Но запахи! Мощный, я бы сказала, тугой поток от влажной земли, пряный травяной запаховый фон, на котором я выделяю еще один, остро направленный поток. Этот резкий, даже неприятный мне, но будящий во мне что-то очень глубинное запах все усиливается, это он ведет меня вперед по тропе, заставляя торопиться. За спиной у меня кто-то есть тот, кто для меня важнее всего на свете. Не смотрю на него, да в этом и надобности нет. Он, мой самый главный, постоянно словно бы внутри меня, мы с ним едины и разделены одновременно, мы одинаковые и разные, и все мое существование связано с Ним. Во внутреннем языке собак нет, насколько я могу судить, слова "хозяин" в нашем смысле принадлежности, рабства.

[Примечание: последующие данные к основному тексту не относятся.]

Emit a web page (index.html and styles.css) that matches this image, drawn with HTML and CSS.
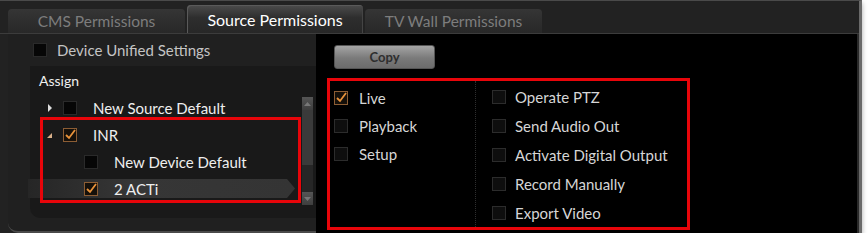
FILE: index.html
```html
<!DOCTYPE html>
<html lang="en">
<head>
    <meta charset="UTF-8">
    <title>Source Permissions</title>
    <link rel="stylesheet" href="styles.css">
</head>
<body>
    <div class="window">
        <div class="tabs">
            <div class="tab">CMS Permissions</div>
            <div class="tab is-active">Source Permissions</div>
            <div class="tab">TV Wall Permissions</div>
        </div>
        <div class="panes">
            <div class="left">
                <div class="unified">
                    <span class="box box--dark"></span>
                    <span>Device Unified Settings</span>
                </div>
                <div class="tree-box">
                    <div class="tree">
                        <div class="tree__title">Assign</div>
                        <div class="tree__row">
                            <svg class="arrow" width="6" height="8" viewBox="0 0 6 8"><path d="M1 0 L5 4 L1 8 Z" fill="#ddd"/></svg>
                            <span class="box box--dark"></span>
                            <span class="tree__label">New Source Default</span>
                        </div>
                        <div class="tree__row">
                            <svg class="arrow" width="6" height="8" viewBox="0 0 6 8"><path d="M5 2 L5 7 L0 7 Z" fill="#d9b08a"/></svg>
                            <span class="box is-checked"><svg width="12" height="12" viewBox="0 0 12 12"><path d="M2 6 L5 9 L11 1" fill="none" stroke="#e8923a" stroke-width="1.8"/></svg></span>
                            <span class="tree__label">INR</span>
                        </div>
                        <div class="tree__row tree__row--child">
                            <span class="box box--dark"></span>
                            <span class="tree__label">New Device Default</span>
                        </div>
                        <div class="tree__row tree__row--child is-selected">
                            <span class="box is-checked"><svg width="12" height="12" viewBox="0 0 12 12"><path d="M2 6 L5 9 L11 1" fill="none" stroke="#e8923a" stroke-width="1.8"/></svg></span>
                            <span class="tree__label">2 ACTi</span>
                        </div>
                    </div>
                    <div class="scroll">
                        <div class="scroll__btn"><svg width="7" height="4" viewBox="0 0 7 4"><path d="M0 4 L3.5 0 L7 4 Z" fill="#777"/></svg></div>
                        <div class="scroll__thumb"></div>
                        <div class="scroll__track"></div>
                        <div class="scroll__btn"><svg width="7" height="4" viewBox="0 0 7 4"><path d="M0 0 L3.5 4 L7 0 Z" fill="#777"/></svg></div>
                    </div>
                </div>
                <div class="mark mark--tree"></div>
            </div>
            <div class="right">
                <button class="copy">Copy</button>
                <div class="options">
                    <div class="options__col options__col--left">
                        <div class="option">
                            <span class="box is-checked"><svg width="12" height="12" viewBox="0 0 12 12"><path d="M2 6 L5 9 L11 1" fill="none" stroke="#e8923a" stroke-width="1.8"/></svg></span>
                            <span>Live</span>
                        </div>
                        <div class="option"><span class="box"></span><span>Playback</span></div>
                        <div class="option"><span class="box"></span><span>Setup</span></div>
                    </div>
                    <div class="options__col options__col--right">
                        <div class="option"><span class="box"></span><span>Operate PTZ</span></div>
                        <div class="option"><span class="box"></span><span>Send Audio Out</span></div>
                        <div class="option"><span class="box"></span><span>Activate Digital Output</span></div>
                        <div class="option"><span class="box"></span><span>Record Manually</span></div>
                        <div class="option"><span class="box"></span><span>Export Video</span></div>
                    </div>
                </div>
            </div>
        </div>
    </div>
</body>
</html>
```

FILE: styles.css
```css
body { margin: 0; background: #fff; font-family: Lato, "Liberation Sans", sans-serif; font-size: 15px; }
.window { width: 862px; height: 233px; box-sizing: border-box; background: #222; border-top: 1px solid #4a4a4a; border-right: 3px solid #6a6a6a; box-shadow: 0 3px 5px rgba(0,0,0,.35); }

.tabs { display: flex; align-items: flex-end; height: 32px; padding-left: 8px; }
.tab { width: 177px; height: 24px; line-height: 24px; text-align: center; color: #7d7d7d; font-size: 15.5px; background: linear-gradient(#353535, #282828); border-radius: 4px 4px 0 0; margin-right: 2px; }
.tab.is-active { width: 176px; height: 28px; line-height: 30px; color: #fff; font-size: 16px; background: linear-gradient(#4c4c4c, #2e2e2e 45%, #272727); box-shadow: inset 1px 1px 0 #5a5a5a, inset -1px 0 0 #444; }

.panes { display: flex; height: 199px; border-top: 1px solid #3c3c3c; }
.left { position: relative; width: 308px; margin-left: 8px; background: #202020; border-bottom: 2px solid #4a4a4a; border-radius: 0 0 0 10px; }
.unified { display: flex; align-items: center; gap: 10px; height: 32px; padding-left: 25px; color: #c4c4c4; }
.tree-box { display: flex; margin-left: 22px; height: 152px; background: #191919; border-radius: 0 0 0 10px; }
.tree { flex: 1; }
.tree__title { height: 28px; line-height: 30px; padding-left: 9px; color: #f0f0f0; font-size: 14px; }
.tree__row { display: flex; align-items: center; height: 27px; padding-left: 17px; color: #eee; }
.tree__row .arrow { margin-right: 10px; }
.tree__row .box { margin-right: 16px; }
.tree__row--child { padding-left: 54px; }
.tree__row.is-selected { margin-left: -2px; padding-left: 56px; margin-right: 7px; background: linear-gradient(90deg, #262626, #363636 40%, #343434); clip-path: polygon(0 4px, calc(100% - 8px) 4px, 100% 50%, calc(100% - 8px) calc(100% - 4px), 0 calc(100% - 4px)); }

.scroll { display: flex; flex-direction: column; width: 11px; margin: 31px 3px 13px 0; background: #262626; }
.scroll__btn { display: flex; align-items: center; justify-content: center; height: 13px; background: linear-gradient(#555, #3e3e3e); }
.scroll__thumb { height: 55px; background: #3a3a3a; }
.scroll__track { flex: 1; }

.box { display: inline-flex; align-items: center; justify-content: center; flex: none; width: 14px; height: 14px; box-sizing: border-box; border: 1px solid #2c2c2c; background: #0e0e0e; }
.box--dark { background: #060606; border-color: #2a2a2a; }
.box.is-checked { border-color: #8c5d34; background: #15100a; }

.mark { position: absolute; border: 3px solid #e8050a; }
.mark--tree { left: 32px; top: 83px; width: 255px; height: 80px; }

.right { flex: 1; background: #000; padding: 11px 0 0 11px; border-right: 2px solid #2a2a2a; }
.copy { display: block; margin-left: 7px; width: 101px; height: 24px; border: 1px solid #555; border-radius: 3px; background: linear-gradient(#a4a4a4, #7a7a7a 55%, #6c6c6c); color: #2e2e2e; font-family: inherit; font-size: 13px; font-weight: bold; }
.options { display: flex; width: 357px; height: 146px; margin-top: 9px; border: 3px solid #e8050a; }
.options__col--left { width: 146px; padding: 3px 0 0 4px; box-sizing: border-box; border-right: 1px dotted #2e2e2e; }
.options__col--right { padding: 1px 0 0 16px; }
.option { display: flex; align-items: center; gap: 11px; height: 28px; color: #d6d6d6; }
.options__col--right .option { height: 29px; gap: 9px; }
```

Их отношение к нам, по всей видимости, ближе всего к представлениям о боге, в самом всепроникающем, всемогущем понимании, пронизывающем и определяющем все их бытие.

Я иду на острый, чуть мускусный запах, я уже понимаю, что это запах зверя. Зверь для меня в этот момент - не враг и не добыча, но идти к нему мне нужно именно потому, что за спиной у меня Тот. Не то, чтобы зверь Ему чем-то угрожал, но не загрызть его нельзя. Так надо Ему, и это высший мой долг.

И я иду. Тропа приводит к какому-то лазу, я протискиваюсь внутрь, песчаные, слежавшиеся слоями стены хода сужаются, стискивают, я уже отталкиваюсь локтями, изворачиваюсь, пролезаю, проползаю - и тут передо мной невесть откуда возникает покрытая буро-желтой, длинной и жесткой, как иглы дикобраза, шерстью ляжка зверя. И я с наслаждением впиваюсь в нее зубами...

Не знаю, что вывело меня из этого состояния. Это не было сном - в комнате еще играло радио, все это время я даже музыку слышала и узнавала. Я словно бы наполовину была самой собой, лежащей в постели в обнимку с Бамби, но на вторую-то половину - ею, охотницей! По остроте ощущений это мое подключение к ее сновидению не сравнить даже с классическим медитативным состоянием, которым я овладела много позже.